== Provided material ==
● ● ●

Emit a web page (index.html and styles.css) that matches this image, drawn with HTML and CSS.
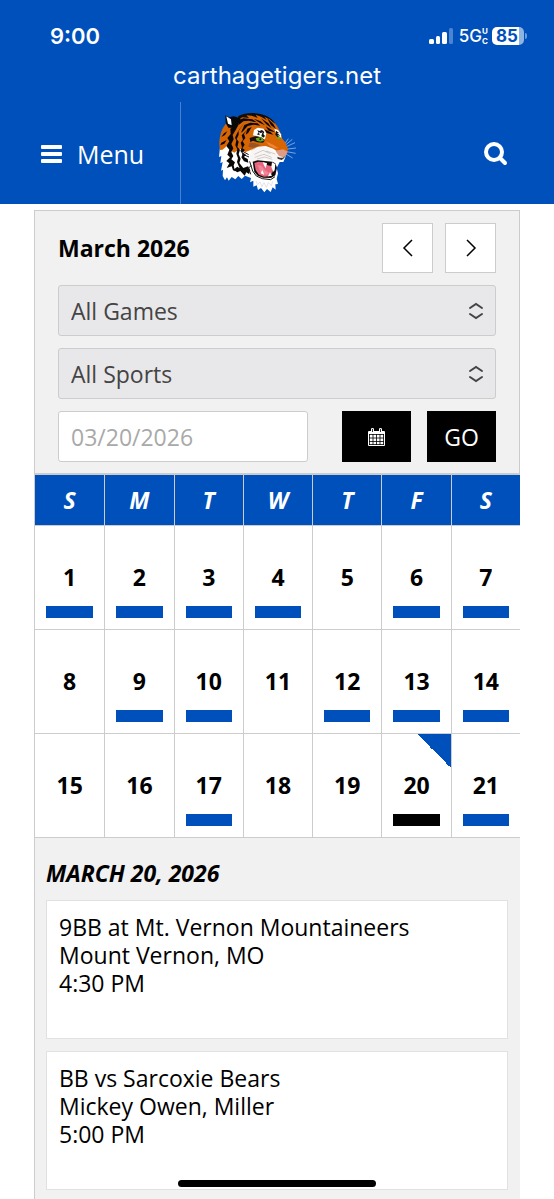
FILE: index.html
```html
<!DOCTYPE html>
<html lang="en">
<head>
    <meta charset="UTF-8">
    <meta name="viewport" content="width=device-width, initial-scale=1.0">
    <title>Carthage Tigers - Schedule</title>
    <link rel="stylesheet" href="styles.css">
</head>
<body>
    <header class="site-header">
        <div class="status-bar">
            <span class="clock">9:00</span>
            <div class="status-icons">
                <svg class="signal" width="25" height="16" viewBox="0 0 25 16" fill="#fff">
                    <rect x="0" y="11" width="5" height="5" rx="1.5"/>
                    <rect x="7" y="8" width="4" height="8" rx="1.5"/>
                    <rect x="13" y="4" width="5" height="12" rx="1.5"/>
                    <rect x="20" y="0" width="4" height="16" rx="1.5" opacity="0.3"/>
                </svg>
                <span class="network">5G</span>
                <span class="network-type"><span>U</span><span>C</span></span>
                <span class="battery">85</span>
                <span class="battery-tip"></span>
            </div>
        </div>
        <div class="address">carthagetigers.net</div>
        <nav class="nav-bar">
            <button class="menu-button" type="button">
                <svg width="21" height="18" viewBox="0 0 21 18" fill="#fff">
                    <rect y="0" width="21" height="4" rx="1"/>
                    <rect y="7" width="21" height="4" rx="1"/>
                    <rect y="14" width="21" height="4" rx="1"/>
                </svg>
                Menu
            </button>
            <a class="logo" href="#" aria-label="Home">
                <svg width="105" height="100" viewBox="0 0 315 300">
                    <!-- whiskers -->
                    <path d="M238 132L262 112M240 136L270 122M240 142L273 138M240 148L272 154M238 153L263 168M236 130L250 110" fill="none" stroke="#b9cdea" stroke-width="2"/>
                    <!-- white ruff and chin -->
                    <path d="M46 125L42 165L49 162L46 184L53 180L48 206L54 203L53 222L60 235L66 226L71 236L80 225L91 232L100 222L110 231L120 221L138 228L135 241L145 236L145 254L155 250L159 264L168 258L178 271L186 261L197 270L203 256L212 263L211 247L219 246L215 231L219 214L215 198L224 180L235 180L241 166L220 120L120 90Z" fill="#fff"/>
                    <!-- orange head -->
                    <path d="M62 66C50 80 43 103 43 126L45 144C54 145 60 138 67 128L75 145L88 152L104 140L122 150L142 142L160 134L182 132L205 140L223 153L246 154L249 140L240 120L231 109C229 93 216 67 203 56C178 38 136 33 104 42Z" fill="#d76503"/>
                    <path d="M100 42C118 33 145 31 167 36C187 41 203 51 212 66L203 60L194 52L178 44L186 55L168 44L152 38L158 48L140 41L124 40L132 48L112 46L98 54Z" fill="#160c05"/>
                    <!-- ear -->
                    <path d="M61 40L62 63L70 77L89 78L104 59L106 48L86 43L73 46Z" fill="#080808"/>
                    <path d="M64 43L78 52L80 70L69 65Z" fill="#fff"/>
                    <!-- head stripes -->
                    <g fill="#0a0806">
                        <path d="M104 62L92 69L76 80L77 96L67 108L73 118L64 132L73 143L67 158L75 166L64 177L73 184L65 198L80 193L84 205L90 208L86 190L90 181L79 172L85 162L79 150L85 139L79 126L86 112L83 99L92 84Z"/>
                        <path d="M118 62L101 85L101 98L95 111L101 119L97 135L105 143L101 157L107 170L103 183L115 198L129 193L136 205L132 216L124 211L119 221L106 207L97 211L85 203L97 194L104 199L96 180L99 169L94 155L97 142L91 130L94 115L90 107L97 92Z"/>
                        <path d="M127 83L117 96L121 108L113 118L119 128L112 139L120 144L112 151L123 158L117 165L128 171L130 182L117 178L109 166L113 157L106 146L111 136L107 122L114 113L110 100Z"/>
                        <path d="M96 55L116 49L142 52L156 61L131 56L115 58L102 68Z"/>
                        <path d="M118 69L136 62L158 64L166 71L145 68L128 72L114 88L108 92Z"/>
                        <path d="M146 50L167 58L180 70L164 62ZM168 49L190 64L200 79L184 67ZM186 48L205 66L213 81L198 70ZM182 73L202 85L210 91L191 86ZM178 82L196 90L205 98L185 93Z"/>
                        <path d="M127 80L140 75L130 92L122 98ZM57 94L67 88L60 99L49 105ZM49 122L65 114L58 125L46 130Z"/>
                    </g>
                    <!-- brow patches and eyes -->
                    <path d="M147 84L158 77L176 80L184 94L180 112L169 109L159 103L144 100Z" fill="#fff"/>
                    <path d="M157 84L161 93L155 97L164 100L162 90L168 94L173 89L169 102L175 107L180 102L175 96L178 90L171 84L163 87Z" fill="#111"/>
                    <path d="M208 80L219 84L228 97L229 110L221 105L214 98Z" fill="#fff"/>
                    <path d="M213 86L223 94L216 93L226 101L217 100L229 110L223 111L211 98Z" fill="#111"/>
                    <path d="M134 108L151 103L170 106L179 116L174 122L157 121L144 116L136 120Z" fill="#111"/>
                    <path d="M152 109L170 105L177 116L166 119L155 116Z" fill="#62ad18"/>
                    <circle cx="166" cy="112" r="3" fill="#111"/>
                    <path d="M213 109L222 103L230 109L223 112Z" fill="#62ad18"/>
                    <!-- cheek shading and muzzle -->
                    <path d="M134 122L151 124L167 130L145 137L130 134Z" fill="#995329"/>
                    <path d="M181 118L205 128L221 139L207 139L192 130Z" fill="#ed8436"/>
                    <path d="M137 149L153 138L174 134L193 139L213 152L236 153L242 162L236 175L217 176L200 176L181 171L158 178L143 180L134 170Z" fill="#f8f6f4"/>
                    <path d="M211 146L235 142L248 149L243 160L235 166L222 162Z" fill="#df9b84"/>
                    <path d="M217 164L225 167L234 167L240 161L238 168L230 174L218 170Z" fill="#333"/>
                    <path d="M138 145L151 139M148 157L174 145L196 155M149 166L177 157L200 166M156 171L179 165L202 172M183 147L211 156" fill="none" stroke="#aaa29e" stroke-width="1.5"/>
                    <!-- mouth -->
                    <path d="M143 179L158 175L180 177L202 179L211 184L216 197L211 220L198 228L174 227L158 221L148 210Z" fill="#100909"/>
                    <path d="M148 183L160 179L177 181L188 190L202 193L203 210L194 223L177 224L162 218L152 204Z" fill="#e6677d"/>
                    <path d="M158 188L170 192L180 205L192 213L184 219L167 212Z" fill="#f08799"/>
                    <path d="M173 181L186 183L182 199L177 190ZM201 181L211 186L209 205L204 210L199 194ZM167 214L172 204L178 219ZM189 223L195 210L201 221Z" fill="#fff"/>
                    <path d="M134 178L143 207L154 222L172 230L197 233L210 224M139 190L131 198L137 217M108 145L131 158M111 156L132 165" fill="none" stroke="#171717" stroke-width="3"/>
                    <path d="M153 237L158 248L165 240L171 254L177 242L184 256L190 242L199 251L203 238" fill="none" stroke="#d4d5db" stroke-width="2"/>
                </svg>
            </a>
            <button class="search-button" type="button" aria-label="Search">
                <svg width="24" height="24" viewBox="0 0 24 24" fill="none" stroke="#fff" stroke-width="4" stroke-linecap="round">
                    <circle cx="10" cy="10" r="8"/>
                    <path d="M16 16L21 21"/>
                </svg>
            </button>
        </nav>
    </header>

    <main class="schedule">
        <form class="filters" onsubmit="return false">
            <div class="month-row">
                <h1>March 2026</h1>
                <button class="arrow-button" type="button" aria-label="Previous month">
                    <svg width="12" height="20" viewBox="0 0 12 20"><path d="M10 2L2 10L10 18"/></svg>
                </button>
                <button class="arrow-button" type="button" aria-label="Next month">
                    <svg width="12" height="20" viewBox="0 0 12 20"><path d="M2 2L10 10L2 18"/></svg>
                </button>
            </div>
            <div class="select-box">
                <select aria-label="Games">
                    <option>All Games</option>
                </select>
                <svg width="16" height="18" viewBox="0 0 16 18"><path d="M2 6L8 2L14 6M2 12L8 16L14 12"/></svg>
            </div>
            <div class="select-box">
                <select aria-label="Sports">
                    <option>All Sports</option>
                </select>
                <svg width="16" height="18" viewBox="0 0 16 18"><path d="M2 6L8 2L14 6M2 12L8 16L14 12"/></svg>
            </div>
            <div class="date-row">
                <input type="text" placeholder="03/20/2026" aria-label="Date">
                <button class="black-button" type="button" aria-label="Open calendar">
                    <svg width="17" height="18" viewBox="0 0 17 18">
                        <path d="M0 4Q0 3 1 3H16Q17 3 17 4V17Q17 18 16 18H1Q0 18 0 17Z" fill="#fff"/>
                        <path d="M3 3V1Q3 0 4.500 0T6 1V3M11 3V1Q11 0 12.500 0T14 1V3" fill="#fff"/>
                        <path d="M1 6.500H16M1 10H16M1 13.500H16M1.500 6V17M5 6V17M8.500 6V17M12 6V17M15.500 6V17M1 16.500H16" stroke="#000" stroke-width="0.800"/>
                        <path d="M4.500 1V4M12.500 1V4" stroke="#000" stroke-width="0.800"/>
                    </svg>
                </button>
                <button class="black-button" type="submit">GO</button>
            </div>
        </form>

        <table class="calendar">
            <thead>
                <tr><th>S</th><th>M</th><th>T</th><th>W</th><th>T</th><th>F</th><th>S</th></tr>
            </thead>
            <tbody>
                <tr>
                    <td><a class="day has-event" href="#">1</a></td>
                    <td><a class="day has-event" href="#">2</a></td>
                    <td><a class="day has-event" href="#">3</a></td>
                    <td><a class="day has-event" href="#">4</a></td>
                    <td><a class="day" href="#">5</a></td>
                    <td><a class="day has-event" href="#">6</a></td>
                    <td><a class="day has-event" href="#">7</a></td>
                </tr>
                <tr>
                    <td><a class="day" href="#">8</a></td>
                    <td><a class="day has-event" href="#">9</a></td>
                    <td><a class="day has-event" href="#">10</a></td>
                    <td><a class="day" href="#">11</a></td>
                    <td><a class="day has-event" href="#">12</a></td>
                    <td><a class="day has-event" href="#">13</a></td>
                    <td><a class="day has-event" href="#">14</a></td>
                </tr>
                <tr>
                    <td><a class="day" href="#">15</a></td>
                    <td><a class="day" href="#">16</a></td>
                    <td><a class="day has-event" href="#">17</a></td>
                    <td><a class="day" href="#">18</a></td>
                    <td><a class="day" href="#">19</a></td>
                    <td class="today"><a class="day has-event selected" href="#">20</a></td>
                    <td><a class="day has-event" href="#">21</a></td>
                </tr>
            </tbody>
        </table>

        <section class="events">
            <h2>March 20, 2026</h2>
            <article class="event">
                <p>9BB at Mt. Vernon Mountaineers</p>
                <p>Mount Vernon, MO</p>
                <p>4:30 PM</p>
            </article>
            <article class="event">
                <p>BB vs Sarcoxie Bears</p>
                <p>Mickey Owen, Miller</p>
                <p>5:00 PM</p>
            </article>
        </section>
    </main>
    <div class="home-indicator"></div>
</body>
</html>
```
FILE: styles.css
```css
:root {
    --blue: #0050bb;
    --panel-bg: #f1f1f1;
    --border: #cccccc;
}

* {
    box-sizing: border-box;
}

body {
    font-family: 'Open Sans', sans-serif;
    font-size: 23px;
    background-color: white;
    color: black;
    margin: 0;
    min-height: 100vh;
    display: flex;
    flex-direction: column;
}

h1, h2, p {
    margin: 0;
}

button, input, select {
    font: inherit;
    border-radius: 0;
    margin: 0;
}

button {
    cursor: pointer;
}

.site-header {
    background-color: var(--blue);
    color: white;
}

/* status bar */
.status-bar {
    height: 60px;
    padding: 12px 27px 0 50px;
    display: flex;
    align-items: center;
    justify-content: space-between;
    font-family: Inter, sans-serif;
}

.clock {
    font-size: 22px;
    font-weight: 600;
}

.status-icons {
    display: flex;
    align-items: center;
}

.network {
    font-size: 17px;
    font-weight: 500;
    margin-left: 5px;
}

.network-type {
    display: flex;
    flex-direction: column;
    font-size: 8px;
    line-height: 10px;
    font-weight: 700;
}

.battery {
    width: 32px;
    height: 18px;
    margin-left: 4px;
    padding-right: 2px;
    border-radius: 5px;
    background: linear-gradient(to right, white 85%, #8fb3e2 85%);
    color: var(--blue);
    font-size: 17px;
    line-height: 18px;
    font-weight: 700;
    text-align: center;
}

.battery-tip {
    width: 2px;
    height: 6px;
    margin-left: 1px;
    border-radius: 0 2px 2px 0;
    background-color: #6e9bd8;
}

.address {
    height: 42px;
    font-family: Inter, sans-serif;
    font-size: 24px;
    line-height: 31px;
    text-align: center;
}

/* navigation */
.nav-bar {
    height: 102px;
    display: flex;
    align-items: center;
}

.menu-button {
    height: 100%;
    width: 181px;
    padding: 2px 0 0 41px;
    display: flex;
    align-items: center;
    gap: 15px;
    border: none;
    border-right: 1px solid #4781cf;
    background: none;
    color: white;
    font-size: 25px;
}

.logo {
    height: 100%;
    margin-left: 24px;
}

.search-button {
    margin-left: auto;
    padding: 2px 46px 0 0;
    border: none;
    background: none;
    display: flex;
}

/* schedule */
.schedule {
    flex: 1;
    margin: 6px 34px 0;
    border: solid var(--border);
    border-width: 1px 0 0 1px;
    background-color: var(--panel-bg);
}

.filters {
    padding: 12px 23px 11px;
    display: flex;
    flex-direction: column;
    gap: 12px;
    border: solid var(--border);
    border-width: 0 1px 2px 0;
}

.month-row {
    display: flex;
    align-items: center;
    gap: 12px;
}

.month-row h1 {
    flex: 1;
    font-size: 23px;
}

.arrow-button {
    width: 51px;
    height: 50px;
    padding: 0;
    display: flex;
    align-items: center;
    justify-content: center;
    border: 1px solid var(--border);
    background-color: white;
}

.arrow-button path {
    fill: none;
    stroke: black;
    stroke-width: 1.5;
}

.select-box {
    display: grid;
    align-items: center;
}

.select-box select,
.select-box svg {
    grid-area: 1 / 1;
}

.select-box svg {
    justify-self: end;
    margin-right: 12px;
    pointer-events: none;
}

.select-box path {
    fill: none;
    stroke: #444;
    stroke-width: 2;
    stroke-linecap: round;
}

select {
    appearance: none;
    width: 100%;
    height: 51px;
    padding: 0 12px;
    border: 1px solid var(--border);
    border-radius: 3px;
    background-color: #e8e8ea;
    color: #444;
}

.date-row {
    display: flex;
    gap: 16px;
}

.date-row input {
    flex: 1;
    min-width: 0;
    height: 51px;
    margin-right: 18px;
    padding: 0 12px;
    border: 1px solid var(--border);
    border-radius: 3px;
    background-color: white;
}

.date-row input::placeholder {
    color: #a9a9a9;
}

.black-button {
    width: 69px;
    height: 51px;
    padding: 0;
    display: flex;
    align-items: center;
    justify-content: center;
    border: none;
    background-color: black;
    color: white;
}

/* calendar */
.calendar {
    width: 100%;
    table-layout: fixed;
    border-collapse: separate;
    border-spacing: 0;
    background-color: white;
    font-weight: bold;
    text-align: center;
}

.calendar th,
.calendar td {
    padding: 0;
    border: solid var(--border);
    border-width: 0 0 1px 1px;
}

.calendar th:first-child,
.calendar td:first-child {
    border-left: none;
}

.calendar th {
    height: 51px;
    background-color: var(--blue);
    color: white;
    font-style: italic;
}

.calendar td {
    height: 104px;
}

.day {
    height: 103px;
    padding: 36px 11px 11px;
    display: flex;
    flex-direction: column;
    justify-content: space-between;
    line-height: 30px;
    color: black;
    text-decoration: none;
}

.has-event::after {
    content: "";
    height: 12px;
    background-color: var(--blue);
}

.selected::after {
    background-color: black;
}

.today {
    background: linear-gradient(to bottom left, var(--blue) 50%, transparent 50%) top right / 34px 34px no-repeat;
}

/* events */
.events {
    padding: 20px 12px 12px 11px;
    display: flex;
    flex-direction: column;
    gap: 12px;
}

.events h2 {
    font-size: 23px;
    line-height: 30px;
    font-style: italic;
    text-transform: uppercase;
}

.event {
    min-height: 139px;
    padding: 12px;
    border: 1px solid #e1e1e1;
    background-color: white;
    line-height: 28px;
}

.home-indicator {
    position: fixed;
    bottom: 12px;
    left: 50%;
    width: 198px;
    height: 7px;
    margin-left: -99px;
    border-radius: 4px;
    background-color: black;
}
```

● ● ●

== Aim of the exercise ==
List all lines in the material containing the string "styles".

== Task answer ==
Emit a web page (index.html and styles.css) that matches this image, drawn with HTML and CSS.
    <link rel="stylesheet" href="styles.css">
FILE: styles.css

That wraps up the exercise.